**Task goal**
Every line below should be copied exactly; drop the pictures.

-- START Data section --

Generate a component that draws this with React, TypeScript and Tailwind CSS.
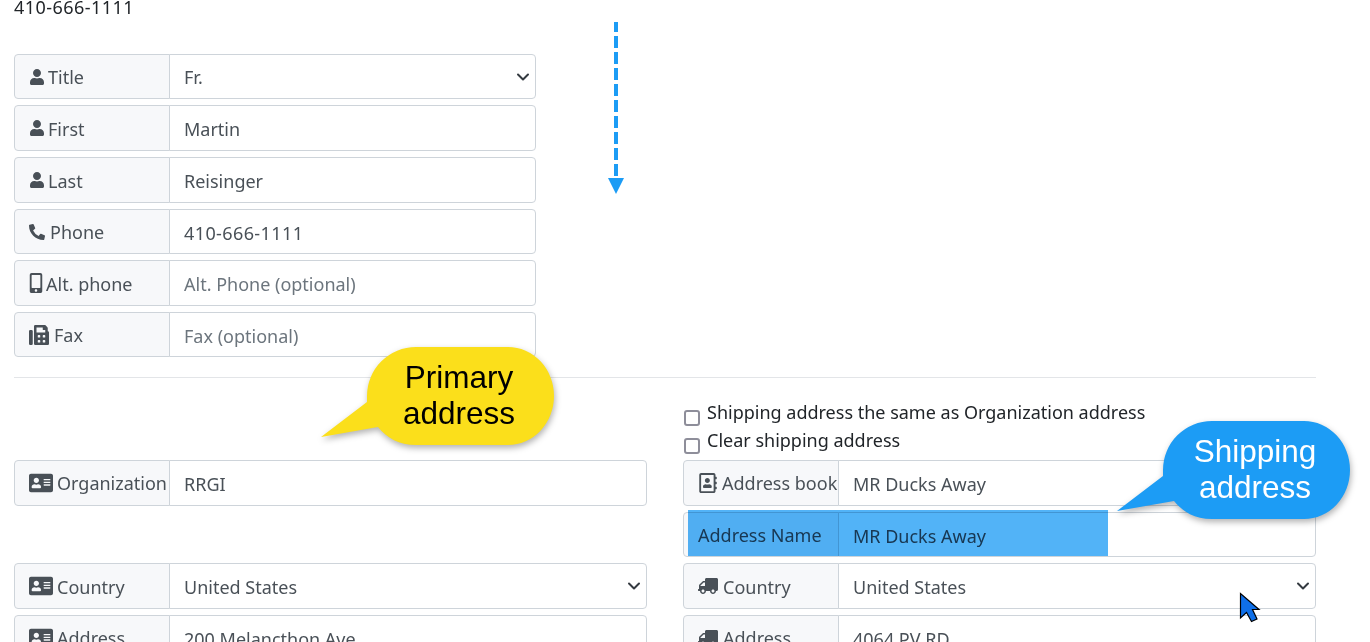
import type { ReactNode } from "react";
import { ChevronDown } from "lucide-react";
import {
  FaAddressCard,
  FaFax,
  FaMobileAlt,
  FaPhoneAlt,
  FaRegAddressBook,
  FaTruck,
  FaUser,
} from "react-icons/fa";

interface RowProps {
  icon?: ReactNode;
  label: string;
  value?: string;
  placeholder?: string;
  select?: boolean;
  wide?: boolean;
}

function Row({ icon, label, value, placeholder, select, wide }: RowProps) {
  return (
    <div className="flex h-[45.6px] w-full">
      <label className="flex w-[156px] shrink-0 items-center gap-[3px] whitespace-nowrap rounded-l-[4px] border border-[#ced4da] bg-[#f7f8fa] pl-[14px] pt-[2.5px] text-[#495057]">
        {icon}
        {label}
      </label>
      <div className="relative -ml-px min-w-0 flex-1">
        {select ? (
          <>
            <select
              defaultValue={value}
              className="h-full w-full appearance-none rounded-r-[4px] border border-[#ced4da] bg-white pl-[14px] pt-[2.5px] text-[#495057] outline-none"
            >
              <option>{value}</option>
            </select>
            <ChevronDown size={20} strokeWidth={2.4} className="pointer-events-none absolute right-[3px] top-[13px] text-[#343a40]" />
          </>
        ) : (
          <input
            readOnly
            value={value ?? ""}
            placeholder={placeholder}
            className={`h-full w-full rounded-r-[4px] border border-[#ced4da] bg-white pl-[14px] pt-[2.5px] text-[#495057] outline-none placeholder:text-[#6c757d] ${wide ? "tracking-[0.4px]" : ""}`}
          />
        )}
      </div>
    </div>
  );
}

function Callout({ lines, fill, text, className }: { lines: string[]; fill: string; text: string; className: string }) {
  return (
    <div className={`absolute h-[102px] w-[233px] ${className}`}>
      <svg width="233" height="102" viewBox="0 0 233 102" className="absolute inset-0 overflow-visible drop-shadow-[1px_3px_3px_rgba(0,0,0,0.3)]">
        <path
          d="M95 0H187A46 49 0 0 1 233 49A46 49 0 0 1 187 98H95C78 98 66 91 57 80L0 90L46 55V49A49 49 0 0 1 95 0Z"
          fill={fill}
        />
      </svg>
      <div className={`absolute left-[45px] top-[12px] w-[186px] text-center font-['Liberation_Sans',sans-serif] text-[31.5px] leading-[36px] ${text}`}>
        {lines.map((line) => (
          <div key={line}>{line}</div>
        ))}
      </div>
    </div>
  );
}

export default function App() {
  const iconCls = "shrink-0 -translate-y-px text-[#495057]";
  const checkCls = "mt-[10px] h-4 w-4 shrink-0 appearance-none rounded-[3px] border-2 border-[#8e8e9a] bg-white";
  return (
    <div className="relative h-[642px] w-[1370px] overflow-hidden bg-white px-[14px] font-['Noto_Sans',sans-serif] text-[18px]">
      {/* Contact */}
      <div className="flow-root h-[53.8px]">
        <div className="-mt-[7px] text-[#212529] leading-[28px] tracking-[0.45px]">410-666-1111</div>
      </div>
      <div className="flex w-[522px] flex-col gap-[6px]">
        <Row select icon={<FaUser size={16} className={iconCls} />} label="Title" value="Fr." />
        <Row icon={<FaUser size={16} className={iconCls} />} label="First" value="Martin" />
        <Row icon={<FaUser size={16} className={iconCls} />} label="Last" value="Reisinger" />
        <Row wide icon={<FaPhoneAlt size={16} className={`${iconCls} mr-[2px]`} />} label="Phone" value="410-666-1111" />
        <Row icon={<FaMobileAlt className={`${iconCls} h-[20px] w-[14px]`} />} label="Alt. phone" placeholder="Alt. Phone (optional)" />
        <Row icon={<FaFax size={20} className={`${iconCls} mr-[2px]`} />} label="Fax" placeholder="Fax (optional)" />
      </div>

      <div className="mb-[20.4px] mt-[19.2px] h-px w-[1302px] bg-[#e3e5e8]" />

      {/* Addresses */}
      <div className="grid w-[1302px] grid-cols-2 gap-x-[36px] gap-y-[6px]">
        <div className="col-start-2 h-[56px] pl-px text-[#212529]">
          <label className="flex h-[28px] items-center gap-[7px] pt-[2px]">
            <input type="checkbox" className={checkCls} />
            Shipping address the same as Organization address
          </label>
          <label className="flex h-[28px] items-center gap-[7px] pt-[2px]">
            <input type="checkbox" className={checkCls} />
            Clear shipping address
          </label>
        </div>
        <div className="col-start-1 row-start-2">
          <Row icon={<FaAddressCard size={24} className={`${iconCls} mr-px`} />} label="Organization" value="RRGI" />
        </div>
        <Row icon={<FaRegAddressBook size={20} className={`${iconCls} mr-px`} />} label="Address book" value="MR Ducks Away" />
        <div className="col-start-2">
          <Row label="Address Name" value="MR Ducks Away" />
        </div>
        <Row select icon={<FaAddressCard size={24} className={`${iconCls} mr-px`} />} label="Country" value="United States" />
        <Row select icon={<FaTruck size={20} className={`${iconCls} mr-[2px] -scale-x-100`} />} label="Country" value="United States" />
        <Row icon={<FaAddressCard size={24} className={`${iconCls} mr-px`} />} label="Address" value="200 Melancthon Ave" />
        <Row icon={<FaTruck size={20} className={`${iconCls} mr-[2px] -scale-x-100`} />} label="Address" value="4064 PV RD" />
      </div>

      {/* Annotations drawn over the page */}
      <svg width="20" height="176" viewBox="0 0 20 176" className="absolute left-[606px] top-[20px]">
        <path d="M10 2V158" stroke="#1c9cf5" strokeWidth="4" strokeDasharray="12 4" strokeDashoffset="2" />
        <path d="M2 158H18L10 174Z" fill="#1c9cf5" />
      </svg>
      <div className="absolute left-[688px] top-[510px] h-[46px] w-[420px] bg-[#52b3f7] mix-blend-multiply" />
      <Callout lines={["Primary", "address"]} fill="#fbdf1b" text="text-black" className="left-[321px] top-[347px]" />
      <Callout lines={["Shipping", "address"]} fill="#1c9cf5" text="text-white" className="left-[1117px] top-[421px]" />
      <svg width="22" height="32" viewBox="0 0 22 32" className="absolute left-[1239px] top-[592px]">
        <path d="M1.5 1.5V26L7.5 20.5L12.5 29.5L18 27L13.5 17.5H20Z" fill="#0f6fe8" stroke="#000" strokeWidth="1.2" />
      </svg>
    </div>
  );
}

-- END Data section --

**Worked solution**
Generate a component that draws this with React, TypeScript and Tailwind CSS.
import type { ReactNode } from "react";
import { ChevronDown } from "lucide-react";
import {
  FaAddressCard,
  FaFax,
  FaMobileAlt,
  FaPhoneAlt,
  FaRegAddressBook,
  FaTruck,
  FaUser,
} from "react-icons/fa";

interface RowProps {
  icon?: ReactNode;
  label: string;
  value?: string;
  placeholder?: string;
  select?: boolean;
  wide?: boolean;
}

function Row({ icon, label, value, placeholder, select, wide }: RowProps) {
  return (
    <div className="flex h-[45.6px] w-full">
      <label className="flex w-[156px] shrink-0 items-center gap-[3px] whitespace-nowrap rounded-l-[4px] border border-[#ced4da] bg-[#f7f8fa] pl-[14px] pt-[2.5px] text-[#495057]">
        {icon}
        {label}
      </label>
      <div className="relative -ml-px min-w-0 flex-1">
        {select ? (
          <>
            <select
              defaultValue={value}
              className="h-full w-full appearance-none rounded-r-[4px] border border-[#ced4da] bg-white pl-[14px] pt-[2.5px] text-[#495057] outline-none"
            >
              <option>{value}</option>
            </select>
            <ChevronDown size={20} strokeWidth={2.4} className="pointer-events-none absolute right-[3px] top-[13px] text-[#343a40]" />
          </>
        ) : (
          <input
            readOnly
            value={value ?? ""}
            placeholder={placeholder}
            className={`h-full w-full rounded-r-[4px] border border-[#ced4da] bg-white pl-[14px] pt-[2.5px] text-[#495057] outline-none placeholder:text-[#6c757d] ${wide ? "tracking-[0.4px]" : ""}`}
          />
        )}
      </div>
    </div>
  );
}

function Callout({ lines, fill, text, className }: { lines: string[]; fill: string; text: string; className: string }) {
  return (
    <div className={`absolute h-[102px] w-[233px] ${className}`}>
      <svg width="233" height="102" viewBox="0 0 233 102" className="absolute inset-0 overflow-visible drop-shadow-[1px_3px_3px_rgba(0,0,0,0.3)]">
        <path
          d="M95 0H187A46 49 0 0 1 233 49A46 49 0 0 1 187 98H95C78 98 66 91 57 80L0 90L46 55V49A49 49 0 0 1 95 0Z"
          fill={fill}
        />
      </svg>
      <div className={`absolute left-[45px] top-[12px] w-[186px] text-center font-['Liberation_Sans',sans-serif] text-[31.5px] leading-[36px] ${text}`}>
        {lines.map((line) => (
          <div key={line}>{line}</div>
        ))}
      </div>
    </div>
  );
}

export default function App() {
  const iconCls = "shrink-0 -translate-y-px text-[#495057]";
  const checkCls = "mt-[10px] h-4 w-4 shrink-0 appearance-none rounded-[3px] border-2 border-[#8e8e9a] bg-white";
  return (
    <div className="relative h-[642px] w-[1370px] overflow-hidden bg-white px-[14px] font-['Noto_Sans',sans-serif] text-[18px]">
      {/* Contact */}
      <div className="flow-root h-[53.8px]">
        <div className="-mt-[7px] text-[#212529] leading-[28px] tracking-[0.45px]">410-666-1111</div>
      </div>
      <div className="flex w-[522px] flex-col gap-[6px]">
        <Row select icon={<FaUser size={16} className={iconCls} />} label="Title" value="Fr." />
        <Row icon={<FaUser size={16} className={iconCls} />} label="First" value="Martin" />
        <Row icon={<FaUser size={16} className={iconCls} />} label="Last" value="Reisinger" />
        <Row wide icon={<FaPhoneAlt size={16} className={`${iconCls} mr-[2px]`} />} label="Phone" value="410-666-1111" />
        <Row icon={<FaMobileAlt className={`${iconCls} h-[20px] w-[14px]`} />} label="Alt. phone" placeholder="Alt. Phone (optional)" />
        <Row icon={<FaFax size={20} className={`${iconCls} mr-[2px]`} />} label="Fax" placeholder="Fax (optional)" />
      </div>

      <div className="mb-[20.4px] mt-[19.2px] h-px w-[1302px] bg-[#e3e5e8]" />

      {/* Addresses */}
      <div className="grid w-[1302px] grid-cols-2 gap-x-[36px] gap-y-[6px]">
        <div className="col-start-2 h-[56px] pl-px text-[#212529]">
          <label className="flex h-[28px] items-center gap-[7px] pt-[2px]">
            <input type="checkbox" className={checkCls} />
            Shipping address the same as Organization address
          </label>
          <label className="flex h-[28px] items-center gap-[7px] pt-[2px]">
            <input type="checkbox" className={checkCls} />
            Clear shipping address
          </label>
        </div>
        <div className="col-start-1 row-start-2">
          <Row icon={<FaAddressCard size={24} className={`${iconCls} mr-px`} />} label="Organization" value="RRGI" />
        </div>
        <Row icon={<FaRegAddressBook size={20} className={`${iconCls} mr-px`} />} label="Address book" value="MR Ducks Away" />
        <div className="col-start-2">
          <Row label="Address Name" value="MR Ducks Away" />
        </div>
        <Row select icon={<FaAddressCard size={24} className={`${iconCls} mr-px`} />} label="Country" value="United States" />
        <Row select icon={<FaTruck size={20} className={`${iconCls} mr-[2px] -scale-x-100`} />} label="Country" value="United States" />
        <Row icon={<FaAddressCard size={24} className={`${iconCls} mr-px`} />} label="Address" value="200 Melancthon Ave" />
        <Row icon={<FaTruck size={20} className={`${iconCls} mr-[2px] -scale-x-100`} />} label="Address" value="4064 PV RD" />
      </div>

      {/* Annotations drawn over the page */}
      <svg width="20" height="176" viewBox="0 0 20 176" className="absolute left-[606px] top-[20px]">
        <path d="M10 2V158" stroke="#1c9cf5" strokeWidth="4" strokeDasharray="12 4" strokeDashoffset="2" />
        <path d="M2 158H18L10 174Z" fill="#1c9cf5" />
      </svg>
      <div className="absolute left-[688px] top-[510px] h-[46px] w-[420px] bg-[#52b3f7] mix-blend-multiply" />
      <Callout lines={["Primary", "address"]} fill="#fbdf1b" text="text-black" className="left-[321px] top-[347px]" />
      <Callout lines={["Shipping", "address"]} fill="#1c9cf5" text="text-white" className="left-[1117px] top-[421px]" />
      <svg width="22" height="32" viewBox="0 0 22 32" className="absolute left-[1239px] top-[592px]">
        <path d="M1.5 1.5V26L7.5 20.5L12.5 29.5L18 27L13.5 17.5H20Z" fill="#0f6fe8" stroke="#000" strokeWidth="1.2" />
      </svg>
    </div>
  );
}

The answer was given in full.